The returned list is a choice list of OptSentForm, with Optional
applied to symbols which are within the known empty set. When combined using
choice, the returned list is equivalent to the original rules, except that
the returned list has empty matches removed. If the category previously
matched empty, this is encoded as the MatchesEmpty variant.
possiblyEmptyCats :: [(Cat, [Rule])] -> KnownEmpty -> KnownEmpty Source #
Updates the set of known empty symbols according to the given grammar. Returns the new set, which is made up of the previous set unioned with any newly-discovered empty matching symbols.
This is one step of the fixpoint computation in fixPointKnownEmpty.
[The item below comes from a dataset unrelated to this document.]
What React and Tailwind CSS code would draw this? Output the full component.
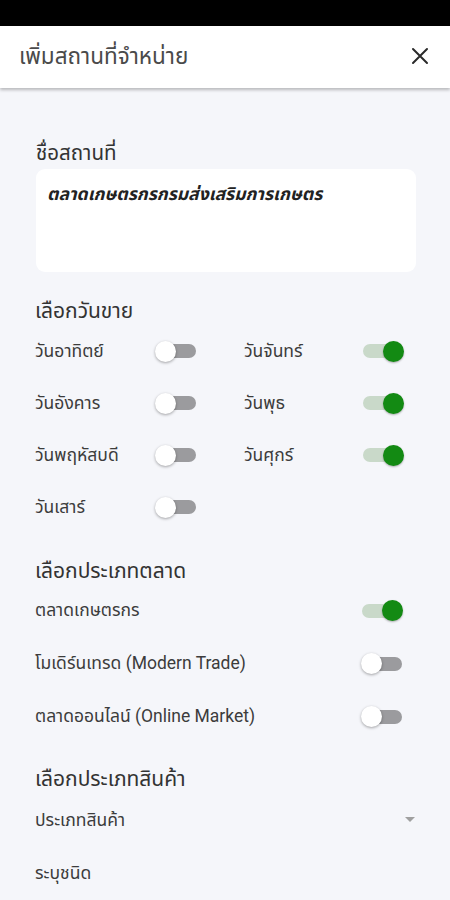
import React from "react";

const font = { fontFamily: 'Roboto, "Noto Sans Thai", "Noto Sans Thai UI", "Noto Sans", sans-serif' };

function Toggle({ on }) {
  return (
    <div className="relative w-[42px] h-[22px] flex items-center">
      <div
        className={
          on
            ? "absolute left-[1px] right-[7px] h-[14px] rounded-full bg-[#c9d9c9]"
            : "absolute left-[7px] right-[1px] h-[14px] rounded-full bg-[#9b9b9e]"
        }
      />
      <div
        className={
          on
            ? "absolute right-0 w-[21px] h-[21px] rounded-full bg-[#138a13] shadow-[0_1px_2px_rgba(0,0,0,0.3)]"
            : "absolute left-0 w-[21px] h-[21px] rounded-full bg-white shadow-[0_1px_3px_rgba(0,0,0,0.35)]"
        }
      />
    </div>
  );
}

function DayCell({ label, on }) {
  return (
    <div className="flex items-center justify-between h-[52px]">
      <span className="text-[17.5px] text-[#3c3c3c]">{label}</span>
      <Toggle on={on} />
    </div>
  );
}

function MarketRow({ label, on }) {
  return (
    <div className="flex items-center justify-between h-[53px]">
      <span className="text-[17.5px] text-[#3c3c3c]">{label}</span>
      <Toggle on={on} />
    </div>
  );
}

export default function App() {
  return (
    <div className="w-[450px] h-[900px] overflow-hidden bg-[#f5f6fa] flex flex-col" style={font}>
      <div className="h-[26px] bg-black shrink-0" />
      <div className="h-[62px] bg-white shrink-0 flex items-center justify-between pl-[19px] pr-[21px] shadow-[0_2px_3px_rgba(0,0,0,0.25)] relative z-10">
        <span className="text-[22.5px] text-[#4a4a4a]">เพิ่มสถานที่จำหน่าย</span>
        <svg width="18" height="18" viewBox="0 0 18 18" className="mt-[-3px]">
          <path d="M2 2 L16 16 M16 2 L2 16" stroke="#2a2a2a" strokeWidth="2" strokeLinecap="round" />
        </svg>
      </div>
      <div className="flex flex-col pl-[35px] pr-[47px] pt-[51px]">
        <div className="h-[28px] leading-[28px] text-[20.5px] text-[#333] pl-[1px]">ชื่อสถานที่</div>
        <div className="mt-[2px] ml-[1px] mr-[-13px] h-[103px] bg-white rounded-[9px] px-[11px] pt-[12px]">
          <span className="text-[17.5px] font-bold italic text-[#222]">ตลาดเกษตรกรกรมส่งเสริมการเกษตร</span>
        </div>
        <div className="mt-[25px] h-[28px] leading-[28px] text-[21px] text-[#333]">เลือกวันขาย</div>
        <div className="grid grid-cols-[162px_160px] gap-x-[47px]">
          <DayCell label="วันอาทิตย์" on={false} />
          <DayCell label="วันจันทร์" on={true} />
          <DayCell label="วันอังคาร" on={false} />
          <DayCell label="วันพุธ" on={true} />
          <DayCell label="วันพฤหัสบดี" on={false} />
          <DayCell label="วันศุกร์" on={true} />
          <DayCell label="วันเสาร์" on={false} />
        </div>
        <div className="mt-[25px] h-[26px] leading-[26px] text-[21px] text-[#333]">เลือกประเภทตลาด</div>
        <MarketRow label="ตลาดเกษตรกร" on={true} />
        <MarketRow label="โมเดิร์นเทรด (Modern Trade)" on={false} />
        <MarketRow label="ตลาดออนไลน์ (Online Market)" on={false} />
        <div className="mt-[22px] h-[28px] leading-[28px] text-[21px] text-[#333]">เลือกประเภทสินค้า</div>
        <div className="flex items-center justify-between h-[54px] mr-[-12px]">
          <span className="text-[17.5px] text-[#3c3c3c]">ประเภทสินค้า</span>
          <svg width="10" height="6" viewBox="0 0 10 6">
            <path d="M0 0 L10 0 L5 5 Z" fill="#a0a0a0" />
          </svg>
        </div>
        <div className="flex items-center h-[52px]">
          <span className="text-[17.5px] text-[#3c3c3c]">ระบุชนิด</span>
        </div>
      </div>
    </div>
  );
}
Fixpoint and transformations
For users of this module, these are the main functions of interest.
fixPointKnownEmpty :: [(Cat, [Rule])] -> KnownEmpty Source #
Computes the complete set of symbols which are known to match empty, using the given non-terminal production rules.
This should be given the list of parsable grammar rules, e.g., from 'BNFC.CF.ruleGroups.
transformEmptyMatches :: KnownEmpty -> SentForm -> [OptSentForm] Source #
Transforms the given sentence such that the returned sentential form does
not match the empty string, and contains Optional terms where needed.
The returned list is a choice list which is equivalent to the given sentential form, but for the (potential) subtraction of empty matches.
Optional is inserted around symbols which previously matched the empty
string (according to the given KnownEmpty). This compensates for
transformEmptyMatches being applied to other rules of the grammar.
After this transformation is applied to all rules of the grammar, the grammar should accept an identical language. However, the exact nodes which match certain strings might change.